Problem requirements => Give every line of the data again, unchanged, but with no pictures.

Provided data =>
◆ ◆ ◆
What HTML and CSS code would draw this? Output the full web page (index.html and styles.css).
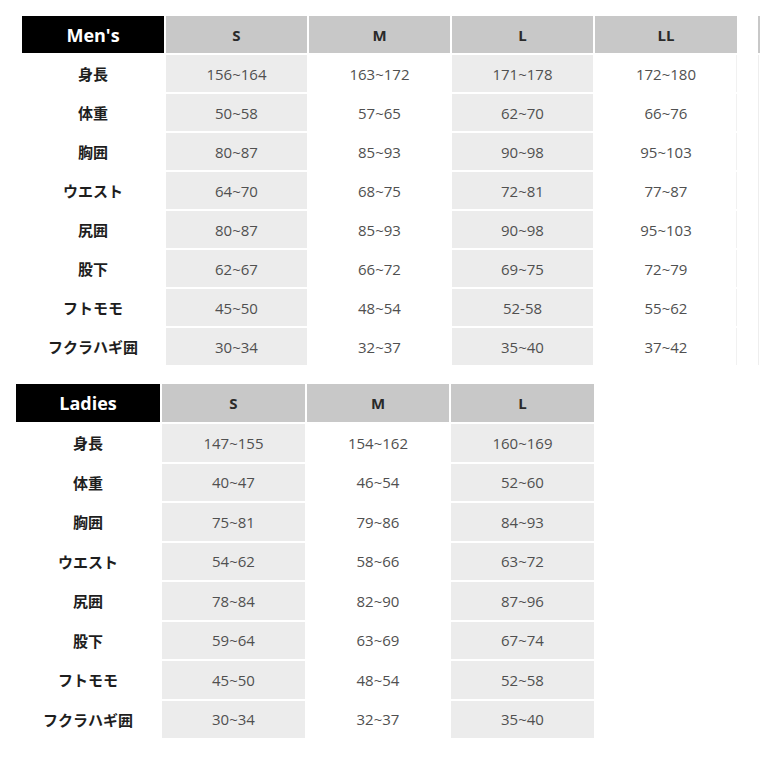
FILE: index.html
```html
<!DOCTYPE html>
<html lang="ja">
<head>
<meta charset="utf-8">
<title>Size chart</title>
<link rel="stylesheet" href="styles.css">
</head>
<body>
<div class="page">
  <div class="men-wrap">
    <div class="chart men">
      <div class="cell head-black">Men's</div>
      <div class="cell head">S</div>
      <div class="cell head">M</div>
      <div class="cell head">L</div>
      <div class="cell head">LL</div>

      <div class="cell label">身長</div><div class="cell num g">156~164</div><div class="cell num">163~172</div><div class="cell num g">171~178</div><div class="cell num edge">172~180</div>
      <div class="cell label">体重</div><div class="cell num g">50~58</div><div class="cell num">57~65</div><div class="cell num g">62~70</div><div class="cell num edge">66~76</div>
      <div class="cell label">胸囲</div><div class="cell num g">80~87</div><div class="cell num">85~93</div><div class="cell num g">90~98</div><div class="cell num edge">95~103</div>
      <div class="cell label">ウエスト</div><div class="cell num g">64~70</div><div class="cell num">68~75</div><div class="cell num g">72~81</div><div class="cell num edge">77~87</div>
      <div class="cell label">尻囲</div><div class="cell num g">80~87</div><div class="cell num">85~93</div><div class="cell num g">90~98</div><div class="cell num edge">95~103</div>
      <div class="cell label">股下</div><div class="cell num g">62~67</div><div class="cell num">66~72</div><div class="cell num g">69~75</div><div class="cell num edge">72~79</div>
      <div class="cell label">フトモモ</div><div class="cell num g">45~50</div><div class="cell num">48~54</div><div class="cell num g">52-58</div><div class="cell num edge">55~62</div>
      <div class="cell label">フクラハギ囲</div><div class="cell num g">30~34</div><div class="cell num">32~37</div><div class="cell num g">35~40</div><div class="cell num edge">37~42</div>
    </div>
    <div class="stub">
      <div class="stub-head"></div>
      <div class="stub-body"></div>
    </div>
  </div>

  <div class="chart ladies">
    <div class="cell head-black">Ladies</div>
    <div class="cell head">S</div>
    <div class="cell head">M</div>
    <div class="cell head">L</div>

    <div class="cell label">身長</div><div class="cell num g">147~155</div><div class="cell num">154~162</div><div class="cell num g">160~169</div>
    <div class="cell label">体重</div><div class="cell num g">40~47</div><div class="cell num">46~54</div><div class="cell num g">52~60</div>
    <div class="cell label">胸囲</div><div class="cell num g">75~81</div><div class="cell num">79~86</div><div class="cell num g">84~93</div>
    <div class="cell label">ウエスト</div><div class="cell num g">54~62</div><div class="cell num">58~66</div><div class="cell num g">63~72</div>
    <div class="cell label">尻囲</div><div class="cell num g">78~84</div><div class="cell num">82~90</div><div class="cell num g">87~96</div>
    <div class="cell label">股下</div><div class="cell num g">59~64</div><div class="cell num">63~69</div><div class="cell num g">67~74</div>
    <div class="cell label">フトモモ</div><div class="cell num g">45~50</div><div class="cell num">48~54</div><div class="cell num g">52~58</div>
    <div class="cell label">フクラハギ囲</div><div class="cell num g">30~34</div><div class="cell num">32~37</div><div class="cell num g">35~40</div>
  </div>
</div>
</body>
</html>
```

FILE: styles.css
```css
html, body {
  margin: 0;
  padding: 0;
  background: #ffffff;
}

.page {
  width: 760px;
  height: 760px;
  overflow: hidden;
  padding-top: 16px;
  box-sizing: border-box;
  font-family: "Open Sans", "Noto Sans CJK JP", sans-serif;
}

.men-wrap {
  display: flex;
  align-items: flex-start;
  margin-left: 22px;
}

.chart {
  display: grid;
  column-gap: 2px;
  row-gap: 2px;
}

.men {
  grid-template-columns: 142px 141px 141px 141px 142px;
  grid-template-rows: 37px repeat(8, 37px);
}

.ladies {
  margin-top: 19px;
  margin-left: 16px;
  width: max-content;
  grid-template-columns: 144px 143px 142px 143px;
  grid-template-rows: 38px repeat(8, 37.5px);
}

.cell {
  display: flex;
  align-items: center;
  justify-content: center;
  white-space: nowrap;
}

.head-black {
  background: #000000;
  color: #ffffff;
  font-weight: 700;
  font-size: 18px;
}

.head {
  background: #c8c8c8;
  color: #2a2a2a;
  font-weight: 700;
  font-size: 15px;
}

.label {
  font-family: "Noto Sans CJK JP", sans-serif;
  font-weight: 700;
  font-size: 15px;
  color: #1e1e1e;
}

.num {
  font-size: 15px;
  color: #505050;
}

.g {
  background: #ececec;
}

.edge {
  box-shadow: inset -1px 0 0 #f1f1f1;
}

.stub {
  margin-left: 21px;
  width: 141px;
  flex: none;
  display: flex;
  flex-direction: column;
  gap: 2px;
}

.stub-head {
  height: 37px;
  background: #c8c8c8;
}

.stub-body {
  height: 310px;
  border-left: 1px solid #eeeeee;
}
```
◆ ◆ ◆
Reply =>
What HTML and CSS code would draw this? Output the full web page (index.html and styles.css).
FILE: index.html
```html
<!DOCTYPE html>
<html lang="ja">
<head>
<meta charset="utf-8">
<title>Size chart</title>
<link rel="stylesheet" href="styles.css">
</head>
<body>
<div class="page">
  <div class="men-wrap">
    <div class="chart men">
      <div class="cell head-black">Men's</div>
      <div class="cell head">S</div>
      <div class="cell head">M</div>
      <div class="cell head">L</div>
      <div class="cell head">LL</div>

      <div class="cell label">身長</div><div class="cell num g">156~164</div><div class="cell num">163~172</div><div class="cell num g">171~178</div><div class="cell num edge">172~180</div>
      <div class="cell label">体重</div><div class="cell num g">50~58</div><div class="cell num">57~65</div><div class="cell num g">62~70</div><div class="cell num edge">66~76</div>
      <div class="cell label">胸囲</div><div class="cell num g">80~87</div><div class="cell num">85~93</div><div class="cell num g">90~98</div><div class="cell num edge">95~103</div>
      <div class="cell label">ウエスト</div><div class="cell num g">64~70</div><div class="cell num">68~75</div><div class="cell num g">72~81</div><div class="cell num edge">77~87</div>
      <div class="cell label">尻囲</div><div class="cell num g">80~87</div><div class="cell num">85~93</div><div class="cell num g">90~98</div><div class="cell num edge">95~103</div>
      <div class="cell label">股下</div><div class="cell num g">62~67</div><div class="cell num">66~72</div><div class="cell num g">69~75</div><div class="cell num edge">72~79</div>
      <div class="cell label">フトモモ</div><div class="cell num g">45~50</div><div class="cell num">48~54</div><div class="cell num g">52-58</div><div class="cell num edge">55~62</div>
      <div class="cell label">フクラハギ囲</div><div class="cell num g">30~34</div><div class="cell num">32~37</div><div class="cell num g">35~40</div><div class="cell num edge">37~42</div>
    </div>
    <div class="stub">
      <div class="stub-head"></div>
      <div class="stub-body"></div>
    </div>
  </div>

  <div class="chart ladies">
    <div class="cell head-black">Ladies</div>
    <div class="cell head">S</div>
    <div class="cell head">M</div>
    <div class="cell head">L</div>

    <div class="cell label">身長</div><div class="cell num g">147~155</div><div class="cell num">154~162</div><div class="cell num g">160~169</div>
    <div class="cell label">体重</div><div class="cell num g">40~47</div><div class="cell num">46~54</div><div class="cell num g">52~60</div>
    <div class="cell label">胸囲</div><div class="cell num g">75~81</div><div class="cell num">79~86</div><div class="cell num g">84~93</div>
    <div class="cell label">ウエスト</div><div class="cell num g">54~62</div><div class="cell num">58~66</div><div class="cell num g">63~72</div>
    <div class="cell label">尻囲</div><div class="cell num g">78~84</div><div class="cell num">82~90</div><div class="cell num g">87~96</div>
    <div class="cell label">股下</div><div class="cell num g">59~64</div><div class="cell num">63~69</div><div class="cell num g">67~74</div>
    <div class="cell label">フトモモ</div><div class="cell num g">45~50</div><div class="cell num">48~54</div><div class="cell num g">52~58</div>
    <div class="cell label">フクラハギ囲</div><div class="cell num g">30~34</div><div class="cell num">32~37</div><div class="cell num g">35~40</div>
  </div>
</div>
</body>
</html>
```

FILE: styles.css
```css
html, body {
  margin: 0;
  padding: 0;
  background: #ffffff;
}

.page {
  width: 760px;
  height: 760px;
  overflow: hidden;
  padding-top: 16px;
  box-sizing: border-box;
  font-family: "Open Sans", "Noto Sans CJK JP", sans-serif;
}

.men-wrap {
  display: flex;
  align-items: flex-start;
  margin-left: 22px;
}

.chart {
  display: grid;
  column-gap: 2px;
  row-gap: 2px;
}

.men {
  grid-template-columns: 142px 141px 141px 141px 142px;
  grid-template-rows: 37px repeat(8, 37px);
}

.ladies {
  margin-top: 19px;
  margin-left: 16px;
  width: max-content;
  grid-template-columns: 144px 143px 142px 143px;
  grid-template-rows: 38px repeat(8, 37.5px);
}

.cell {
  display: flex;
  align-items: center;
  justify-content: center;
  white-space: nowrap;
}

.head-black {
  background: #000000;
  color: #ffffff;
  font-weight: 700;
  font-size: 18px;
}

.head {
  background: #c8c8c8;
  color: #2a2a2a;
  font-weight: 700;
  font-size: 15px;
}

.label {
  font-family: "Noto Sans CJK JP", sans-serif;
  font-weight: 700;
  font-size: 15px;
  color: #1e1e1e;
}

.num {
  font-size: 15px;
  color: #505050;
}

.g {
  background: #ececec;
}

.edge {
  box-shadow: inset -1px 0 0 #f1f1f1;
}

.stub {
  margin-left: 21px;
  width: 141px;
  flex: none;
  display: flex;
  flex-direction: column;
  gap: 2px;
}

.stub-head {
  height: 37px;
  background: #c8c8c8;
}

.stub-body {
  height: 310px;
  border-left: 1px solid #eeeeee;
}
```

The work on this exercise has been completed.